33 year old Bernard Lee Phillips died on the 31st October 2015 having taken his own life shortly after attending North Manchester General Hospital in crisis. Bernard suffered from chronic bipolar affective disorder and had an additional diagnosis of emotionally unstable personality disorder. He had a history of self harm and suicide attempts and had attempted to take his own life on at least 8 occasions.
In times of crisis Bernard would stay with his mother until he felt better and she and his immediate family were a huge protective factor.
Bernard was supported in the community by the community mental health team and was assigned a Care Co-ordinator. Bernard was advised to attend Accident and Emergency in times of crisis to keep himself safe.
In October 2015, his mental health had deteriorated and he presented to A&E on three separate occasions in the week preceding his death. He was experiencing thoughts of and attempts to harm himself and thoughts to harm others.
On 26th October 2015, he attended A&E twice. He was assessed, reassured and thereafter discharged. Evidence was heard that it was clear that Bernard wanted to express his thoughts and access support when in crisis. On the morning of 29th October 2015, Bernard attended A&E a third time seeking support. He was not triaged for over an hour when he should have been triaged within 15 minutes. Out of frustration, he went into the toilet and self harmed. Bernard was found in the triage area by an A&E doctor with two knives which he quickly surrendered to the A&E doctor. He was treated for self harm wounds he had endured in the toilet and a mental health assessment referral was requested. Due to Bernard’s mild intoxication this was delayed. The mental health nurse did not document a discussion with the A&E doctor on the system that Bernard was in the department, had self harmed and was intoxicated. No care plan was implemented and Bernard left the department without being seen by a mental health nurse and did not attend an appointment that day to see his care co-ordinator as planned. The missing patient policy was not followed upon Bernard leaving the department which would have prompted checks of the ward being made, security being informed and Bernard’s family being contacted. Bernard’s family were not informed of the three attendances to A&E and were therefore unaware of the deterioration in his mental health. He was last seen at 11.20pm on 29th October 2015 and was sadly found hanging at his home address on 31st October 2015.

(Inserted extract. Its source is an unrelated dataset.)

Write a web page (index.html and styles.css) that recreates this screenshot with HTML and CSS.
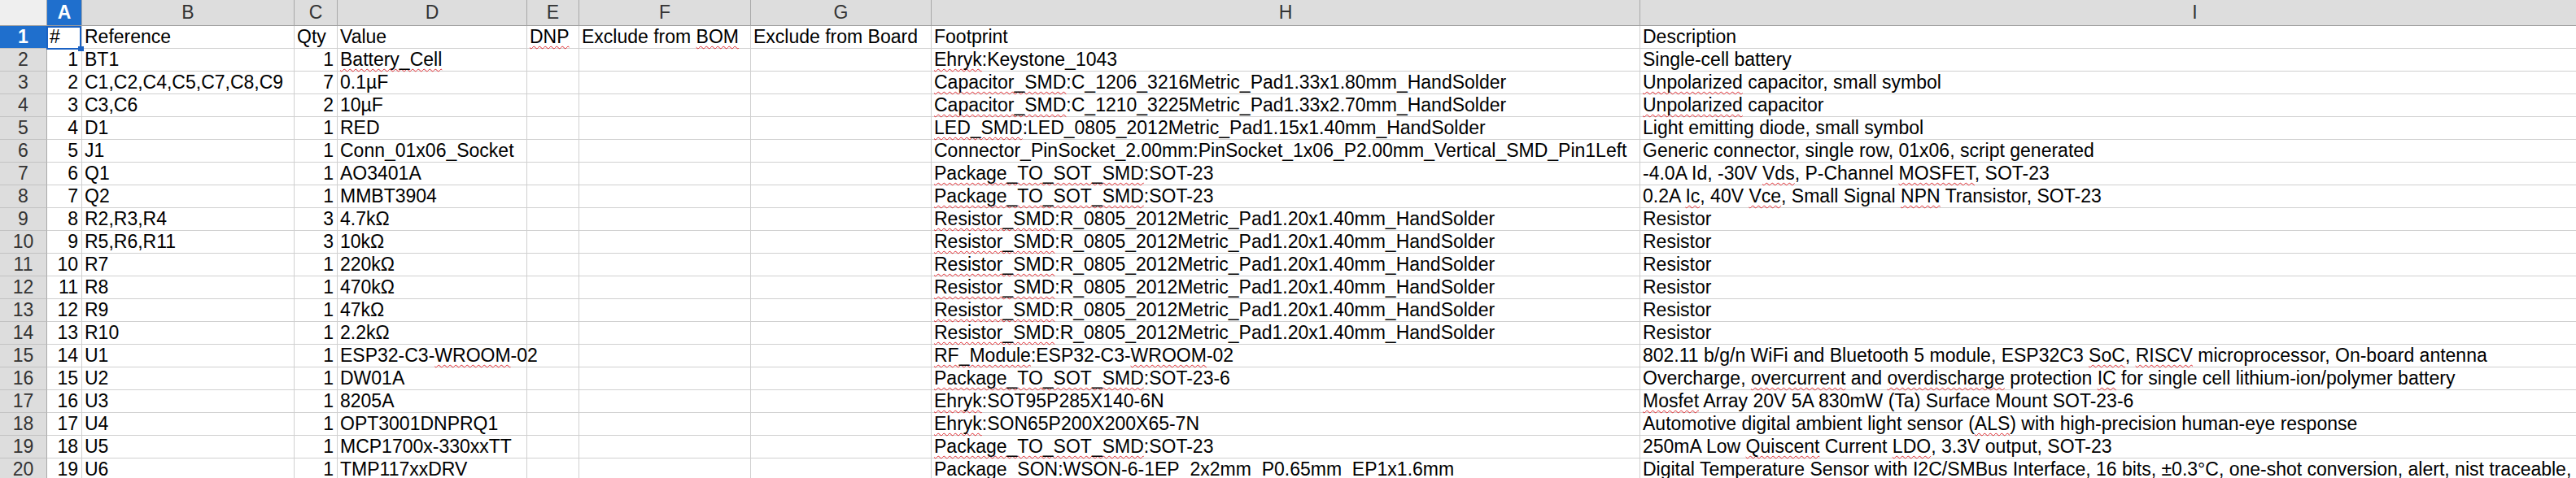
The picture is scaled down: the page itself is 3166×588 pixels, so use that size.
FILE: index.html
```html
<!DOCTYPE html>
<html lang="en">
<head>
    <meta charset="UTF-8">
    <title>bom.csv - LibreOffice Calc</title>
    <link rel="stylesheet" href="styles.css">
</head>
<body>
    <div class="sheet" id="sheet"></div>

    <script>
        const columns = ['A', 'B', 'C', 'D', 'E', 'F', 'G', 'H', 'I'];

        // words wrapped in ~ ~ get the spell checker squiggle
        const rows = [
            ['#', 'Reference', 'Qty', 'Value', '~DNP~', 'Exclude from ~BOM~', 'Exclude from Board', 'Footprint', 'Description'],
            ['1', 'BT1', '1', '~Battery_Cell~', '', '', '', '~Ehryk~:Keystone_1043', 'Single-cell battery'],
            ['2', 'C1,C2,C4,C5,C7,C8,C9', '7', '0.1µF', '', '', '', '~Capacitor_SMD~:C_1206_3216Metric_Pad1.33x1.80mm_HandSolder', '~Unpolarized~ capacitor, small symbol'],
            ['3', 'C3,C6', '2', '10µF', '', '', '', '~Capacitor_SMD~:C_1210_3225Metric_Pad1.33x2.70mm_HandSolder', '~Unpolarized~ capacitor'],
            ['4', 'D1', '1', 'RED', '', '', '', '~LED_SMD~:LED_0805_2012Metric_Pad1.15x1.40mm_HandSolder', 'Light emitting diode, small symbol'],
            ['5', 'J1', '1', 'Conn_01x06_Socket', '', '', '', 'Connector_PinSocket_2.00mm:PinSocket_1x06_P2.00mm_Vertical_SMD_Pin1Left', 'Generic connector, single row, 01x06, script generated'],
            ['6', 'Q1', '1', 'AO3401A', '', '', '', '~Package_TO_SOT_SMD~:SOT-23', '-4.0A Id, -30V ~Vds~, P-Channel ~MOSFET~, SOT-23'],
            ['7', 'Q2', '1', 'MMBT3904', '', '', '', '~Package_TO_SOT_SMD~:SOT-23', '0.2A ~Ic~, 40V ~Vce~, Small Signal ~NPN~ Transistor, SOT-23'],
            ['8', 'R2,R3,R4', '3', '4.7kΩ', '', '', '', '~Resistor_SMD~:R_0805_2012Metric_Pad1.20x1.40mm_HandSolder', 'Resistor'],
            ['9', 'R5,R6,R11', '3', '10kΩ', '', '', '', '~Resistor_SMD~:R_0805_2012Metric_Pad1.20x1.40mm_HandSolder', 'Resistor'],
            ['10', 'R7', '1', '220kΩ', '', '', '', '~Resistor_SMD~:R_0805_2012Metric_Pad1.20x1.40mm_HandSolder', 'Resistor'],
            ['11', 'R8', '1', '470kΩ', '', '', '', '~Resistor_SMD~:R_0805_2012Metric_Pad1.20x1.40mm_HandSolder', 'Resistor'],
            ['12', 'R9', '1', '47kΩ', '', '', '', '~Resistor_SMD~:R_0805_2012Metric_Pad1.20x1.40mm_HandSolder', 'Resistor'],
            ['13', 'R10', '1', '2.2kΩ', '', '', '', '~Resistor_SMD~:R_0805_2012Metric_Pad1.20x1.40mm_HandSolder', 'Resistor'],
            ['14', 'U1', '1', 'ESP32-C3-~WROOM~-02', '', '', '', '~RF_Module~:ESP32-C3-~WROOM~-02', '802.11 b/g/n WiFi and Bluetooth 5 module, ESP32C3 ~SoC~, ~RISCV~ microprocessor, On-board antenna'],
            ['15', 'U2', '1', 'DW01A', '', '', '', '~Package_TO_SOT_SMD~:SOT-23-6', 'Overcharge, ~overcurrent~ and ~overdischarge~ protection ~IC~ for single cell lithium-ion/polymer battery'],
            ['16', 'U3', '1', '8205A', '', '', '', '~Ehryk~:SOT95P285X140-6N', '~Mosfet~ Array 20V 5A 830mW (Ta) Surface Mount SOT-23-6'],
            ['17', 'U4', '1', 'OPT3001DNPRQ1', '', '', '', '~Ehryk~:SON65P200X200X65-7N', 'Automotive digital ambient light sensor (~ALS~) with high-precision human-eye response'],
            ['18', 'U5', '1', 'MCP1700x-330xxTT', '', '', '', '~Package_TO_SOT_SMD~:SOT-23', '250mA Low ~Quiscent~ Current ~LDO~, 3.3V output, SOT-23'],
            ['19', 'U6', '1', 'TMP117xxDRV', '', '', '', '~Package_SON~:WSON-6-1EP_2x2mm_P0.65mm_EP1x1.6mm', 'Digital Temperature Sensor with I2C/~SMBus~ Interface, 16 bits, ±0.3°C, one-shot conversion, alert, ~nist~ traceable,']
        ];

        document.addEventListener('DOMContentLoaded', () => {
            renderSheet();
        });

        function markSpelling(text) {
            return text.replace(/~([^~]+)~/g, '<span class="spell">$1</span>');
        }

        function renderSheet() {
            const sheet = document.getElementById('sheet');
            let html = '<div class="corner"></div>';

            columns.forEach((col, i) => {
                html += `<div class="col-head${i === 0 ? ' active' : ''}">${col}</div>`;
            });

            rows.forEach((row, r) => {
                html += `<div class="row-head${r === 0 ? ' active' : ''}">${r + 1}</div>`;
                row.forEach((value, c) => {
                    const classes = ['cell'];
                    if (/^\d+$/.test(value)) classes.push('num');
                    if (r === 0 && c === 0) classes.push('cursor');
                    html += `<div class="${classes.join(' ')}">${markSpelling(value)}</div>`;
                });
            });

            sheet.innerHTML = html;
        }
    </script>
</body>
</html>
```

FILE: styles.css
```css
:root {
    --head-bg: #dddddd;
    --corner-bg: #efefef;
    --head-line: #a9a9a9;
    --grid: #d0d0d0;
    --active: #1f6fcd;
    --cursor: #1a62c4;
    --text: #000000;
}

* {
    box-sizing: border-box;
}

body {
    margin: 0;
    overflow: hidden;
    background: #ffffff;
    font-family: 'Liberation Sans', Arial, sans-serif;
    font-size: 23px;
    color: var(--text);
}

.sheet {
    display: grid;
    grid-template-columns: 58px 43px 261px 53px 233px 64px 211px 222px 871px 1364px;
    grid-template-rows: 32px;
    grid-auto-rows: 28px;
    width: max-content;
}

.corner {
    background: var(--corner-bg);
    border-right: 1px solid var(--head-line);
    border-bottom: 1px solid #9c9c9c;
}

.col-head {
    background: var(--head-bg);
    color: #333333;
    text-align: center;
    line-height: 31px;
    border-right: 1px solid var(--head-line);
    border-bottom: 1px solid #9c9c9c;
}

.row-head {
    background: var(--head-bg);
    color: #333333;
    text-align: center;
    line-height: 27px;
    border-right: 1px solid var(--head-line);
    border-bottom: 1px solid #c2c2c2;
}

.col-head.active,
.row-head.active {
    background: var(--active);
    color: #ffffff;
    font-weight: bold;
}

/* text spills into the empty cell on its right, as in Calc */
.cell {
    padding: 0 3px;
    line-height: 27px;
    white-space: nowrap;
    border-right: 1px solid var(--grid);
    border-bottom: 1px solid var(--grid);
}

.cell.num {
    text-align: right;
    padding-right: 4px;
}

/* cell cursor on A1 with the fill handle */
.cell.cursor {
    position: relative;
}

.cell.cursor::after {
    content: '';
    position: absolute;
    left: -1px;
    top: 0;
    right: 0;
    bottom: -2px;
    border: 2px solid var(--cursor);
}

.cell.cursor::before {
    content: '';
    position: absolute;
    right: -3px;
    bottom: -4px;
    width: 7px;
    height: 6px;
    background: var(--cursor);
    z-index: 1;
}

.spell {
    text-decoration: underline wavy #e0262c;
    text-decoration-thickness: 1px;
    text-underline-offset: 3px;
    text-decoration-skip-ink: none;
}
```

Assistant Coroner Miss Harkins concluded that having heard the evidence surrounding Bernard’s death, she was not satisfied that he intended to take his own life. She found that there had been a number of systemic failings by A&E staff and Mental Health staff at the hospital and as a result of these failures he did not receive the support that would have provided treatment, reassurance and transfer of information that would probably have prevented his premature death.
Internal investigations carried out by Pennine Acute Hospitals NHS Trust and Manchester Mental Health and Social Care Trust revealed missed opportunities in Bernard’s care and the inquest heard evidence that a number of changes are in the process of being implemented by both Trusts. On behalf of the family, HM Coroner was alerted to the findings and reports made by HM Senior Coroner, Mr Meadows, in the earlier inquest of Nicholas Sullivan who took his own life shortly after attending the same hospital in 2014 in crisis. Similar concerns were raised in that case about the failure to triage and assess Mr Sullivan when he attended A&E.
The family expressed disappointment that despite being alerted to these previous concerns the Coroner decided not to use her power to make a prevention of future death report which would require PAT and MMHSCT to notify her and the Ministry of Health of the changes that have been made within 56 days. The family are clear in their desire that they do wish Bernard’s death not to have been in vain and hope that the failings are immediately rectified.
The family were represented by INQUEST Lawyers Group members Kelly Darlington, Farleys solicitors and Anna Morris, Garden Court Chambers.